With less than a week to go until world leaders arrive for the G20 Leaders’ Summit, people around the country are finding out more about how the decisions reached in Brisbane will benefit Australian households and businesses, Federal Member for Bonner, Ross Vasta, said today.

“As host, Australia is making sure the meeting isn't just a high-level talk-fest,” Mr Vasta said.

“We are determined that world leaders use their influence to deliver the economic growth, jobs, and financial stability that will benefit billions globally – including Australians.”

“The focus is squarely on reforms that will make a real difference, empowering the private sector to grow, create jobs, and be more productive and prosperous.”

“The centrepiece of Australia's host year is the G20's commitment to boost economic growth by an additional 2 per cent over five years.

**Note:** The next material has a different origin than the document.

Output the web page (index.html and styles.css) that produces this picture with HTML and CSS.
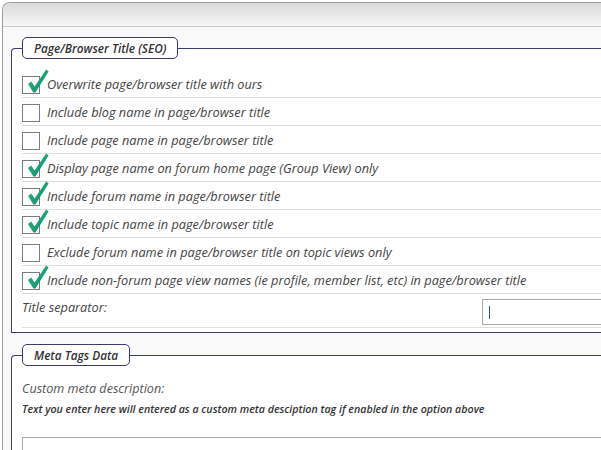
FILE: index.html
```html
<!DOCTYPE html>
<html>
<head>
<meta charset="utf-8">
<link rel="stylesheet" href="styles.css">
</head>
<body>
<div class="panel">
  <div class="panel-head"></div>
  <div class="panel-body">
    <fieldset class="group">
      <legend class="group-title">Page/Browser Title (SEO)</legend>
      <div class="row"><span class="box"><svg class="tick" viewBox="0 0 22 24"><defs><linearGradient id="g1" x1="0" y1="0" x2="1" y2="1"><stop offset="0" stop-color="#23b98a"/><stop offset="1" stop-color="#0f8c62"/></linearGradient></defs><path d="M1 15 L4.2 12.6 L7.6 17.6 L19.2 0.6 L21.6 2.4 L8.4 23.4 L6.4 23.4 Z" fill="url(#g1)"/></svg></span><span class="label">Overwrite page/browser title with ours</span></div>
      <div class="row"><span class="box"></span><span class="label">Include blog name in page/browser title</span></div>
      <div class="row"><span class="box"></span><span class="label">Include page name in page/browser title</span></div>
      <div class="row"><span class="box"><svg class="tick" viewBox="0 0 22 24"><path d="M1 15 L4.2 12.6 L7.6 17.6 L19.2 0.6 L21.6 2.4 L8.4 23.4 L6.4 23.4 Z" fill="url(#g1)"/></svg></span><span class="label">Display page name on forum home page (Group View) only</span></div>
      <div class="row"><span class="box"><svg class="tick" viewBox="0 0 22 24"><path d="M1 15 L4.2 12.6 L7.6 17.6 L19.2 0.6 L21.6 2.4 L8.4 23.4 L6.4 23.4 Z" fill="url(#g1)"/></svg></span><span class="label">Include forum name in page/browser title</span></div>
      <div class="row"><span class="box"><svg class="tick" viewBox="0 0 22 24"><path d="M1 15 L4.2 12.6 L7.6 17.6 L19.2 0.6 L21.6 2.4 L8.4 23.4 L6.4 23.4 Z" fill="url(#g1)"/></svg></span><span class="label">Include topic name in page/browser title</span></div>
      <div class="row"><span class="box"></span><span class="label">Exclude forum name in page/browser title on topic views only</span></div>
      <div class="row"><span class="box"><svg class="tick" viewBox="0 0 22 24"><path d="M1 15 L4.2 12.6 L7.6 17.6 L19.2 0.6 L21.6 2.4 L8.4 23.4 L6.4 23.4 Z" fill="url(#g1)"/></svg></span><span class="label">Include non-forum page view names (ie profile, member list, etc) in page/browser title</span></div>
      <div class="row row-field"><span class="field-name">Title separator:</span><span class="input"><span class="caret"></span></span></div>
    </fieldset>
    <fieldset class="group group-meta">
      <legend class="group-title">Meta Tags Data</legend>
      <div class="desc-title">Custom meta description:</div>
      <div class="desc-help">Text you enter here will entered as a custom meta desciption tag if enabled in the option above</div>
      <div class="textarea"></div>
    </fieldset>
  </div>
</div>
</body>
</html>
```

FILE: styles.css
```css
html, body {
  margin: 0;
  padding: 0;
  background: #fff;
  overflow: hidden;
}
body {
  width: 601px;
  height: 450px;
  font-family: "Open Sans", "Noto Sans", sans-serif;
}
.panel {
  margin: 2px 0 0 2px;
  width: 900px;
  height: 600px;
  border: 1px solid #9c9c9c;
  border-right: none;
  border-bottom: none;
  border-top-left-radius: 8px;
  background: #f9f9f9;
}
.panel-head {
  height: 23px;
  border-top-left-radius: 7px;
  background: linear-gradient(#dadada, #f6f6f6);
  border-bottom: 1px solid #c9c9c9;
}
.panel-body {
  padding: 10px 0 0 8px;
}
.group {
  margin: 0;
  padding: 11px 0 4px 10px;
  border: 1px solid #383d6b;
  border-right: none;
  border-top-left-radius: 4px;
  background: #fff;
  min-width: 0;
}
.group-meta {
  margin-top: 11px;
  height: 200px;
}
.group-title {
  padding: 0 11px;
  border: 1px solid #383d6b;
  border-radius: 5px;
  background: #fff;
  font-style: italic;
  font-weight: 600;
  font-size: 11.8px;
  line-height: 20px;
  color: #333;
}
.row {
  display: flex;
  align-items: flex-start;
  height: 21px;
  padding-top: 6px;
  border-bottom: 1px solid #ddd;
}
.box {
  position: relative;
  flex: none;
  width: 16px;
  height: 16px;
  border: 1px solid #7d7d7d;
  background: #fff;
  margin-right: 7px;
}
.tick {
  position: absolute;
  left: 4px;
  top: -8px;
  width: 22px;
  height: 24px;
}
.label, .field-name {
  font-style: italic;
  font-size: 12.75px;
  line-height: 17px;
  color: #444;
  white-space: nowrap;
}
.row-field {
  height: auto;
  padding: 5px 0 2px;
}
.field-name {
  width: 460px;
  flex: none;
}
.input {
  display: block;
  width: 200px;
  height: 24px;
  border: 1px solid #aaa;
  background: #fff;
}
.caret {
  display: block;
  margin: 6px 0 0 6px;
  width: 1px;
  height: 13px;
  background: #34547e;
}
.desc-title {
  margin-top: 3px;
  font-style: italic;
  font-size: 12.6px;
  line-height: 18px;
  color: #555;
}
.desc-help {
  margin-top: 2px;
  font-style: italic;
  font-weight: 600;
  font-size: 10.65px;
  line-height: 18px;
  color: #333;
  white-space: nowrap;
}
.textarea {
  margin-top: 19px;
  width: 700px;
  height: 100px;
  border: 1px solid #aaa;
  background: #fff;
}
```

This is the first time the G20 has agreed to such a target, and members are now 90 per cent of the way to hitting it.”

“That’s important, because while economic growth isn’t the solution to every problem, every problem is easier to solve if we have good economic growth.”

Australia’s host year has also seen significant work being done to promote private-sector investment in the ports, railways, roads, and other infrastructure that boosts productivity and makes trade and business easier. G20 members have agreed to a major push globally to remove barriers and create incentives that make it easier for this investment to occur.

Other highlights include work to close global tax loopholes, in a bid to see that big business pays its fair share of tax in the places where it makes its profits, with G20 members agreeing to start sharing information to expose tax cheats.

“The G20 nations are responsible for 85 per cent of global GDP and 75 per cent of global trade, and are home to two-thirds of the world's people,” Mr Vasta said.

“That means the decisions G20 leaders make in Brisbane this month will have global impact, when implemented domestically.”

“The G20 is also the only institution that puts the largest developed economies around the table with the largest emerging economies, so that the benefits of reform can be shared by all.”

As host city, Brisbane is making final preparations for the arrival of up to 4000 delegates and up to 3000 media, with direct economic benefits to the city estimated by the Brisbane City Council to be in excess of $100 million.